Edwin Devakumar, group managing director of Dangote Cement plc, said on Tuesday in an interview in Lagos that the conglomerate planned to increase its production of sugar to 1.5 million metric tons a year by 2020, from the present level of 100,000 tons.
Devakumar also said they were seeking to add 1 million tons of rice, with plans to have 50,000 cattle producing 500 million litres of milk a year by 2019.
According to data from Financial Times (FT), shares of Dangote Sugar appreciated by 2.27 percent in three days to close at N8.98 on Wednesday. Data obtained from Bloomberg revealed that Dangote Sugar equity had posted year-to-date return of 46.97 percent as of Wednesday.

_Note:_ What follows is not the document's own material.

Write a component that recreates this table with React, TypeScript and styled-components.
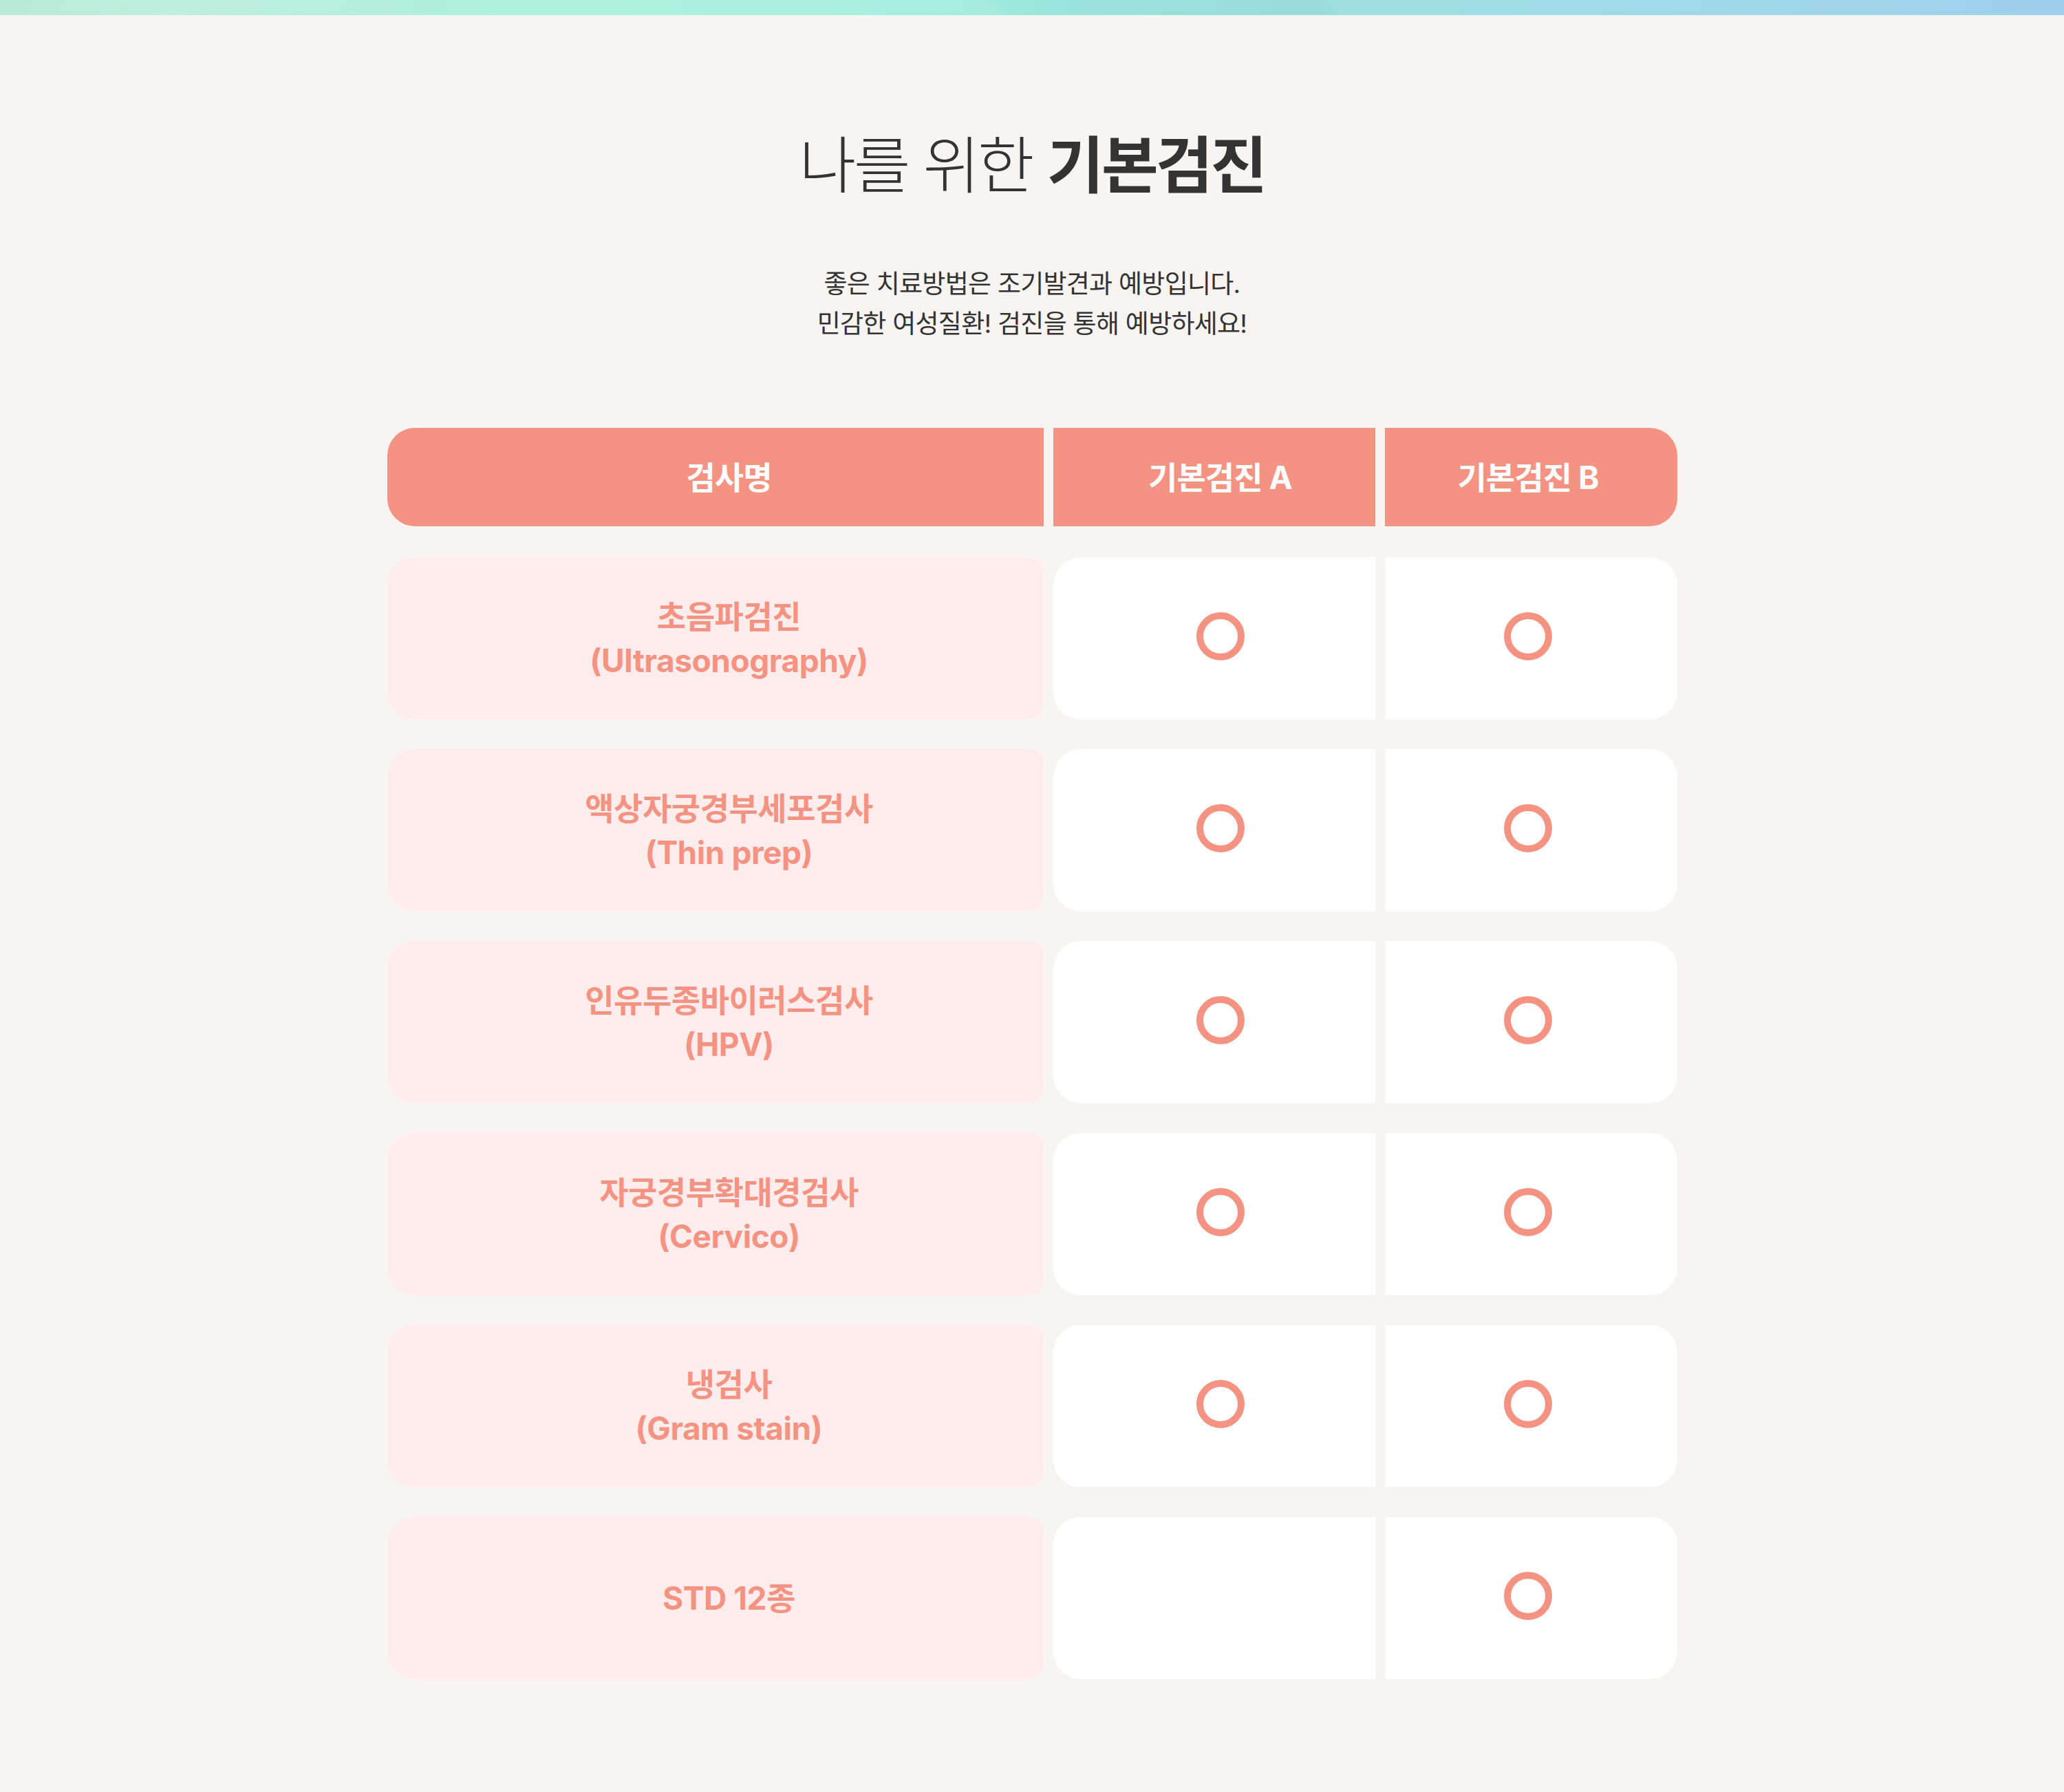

Devakumar said shortage of foreign exchange had curtailed the capacity of local agricultural companies to meet demand for food from Nigeria’s more than 180 million people.
Dangote Group, whose cement company is Nigeria’s biggest listed company, has been investing in agriculture as the country’s government seeks to diversify away from oil, which accounts for 90 percent of the nation’s export earnings and the bulk of revenue. The economy, which plunged into its first recession in a quarter-century last year amid falling crude prices, is forecast by the World Bank to expand by 1.2 percent this year.
The company has established Dangote Rice Limited and will list the unit on the Nigerian Stock Exchange “at the appropriate time,” Devakumar said.
Dangote Group plans to cultivate 350,000 hectares (864,850 acres) of land for sugar cane and add 200,000 hectares for rice, according to the executive director. The company has ordered five plants for sugar milling and 10 for rice from Switzerland to be located in the north of the country, he said.
A Bloomberg report quoted Devakumar to have said that the Lagos-based company will finance the projects through ‘internal resources or equity funding’ and loans from banks and export-credit agencies.
Dangote is also at the initial staged of plans to invest in other agricultural projects such as soybean, oil palm, palm kernel and corn, according to the executive director.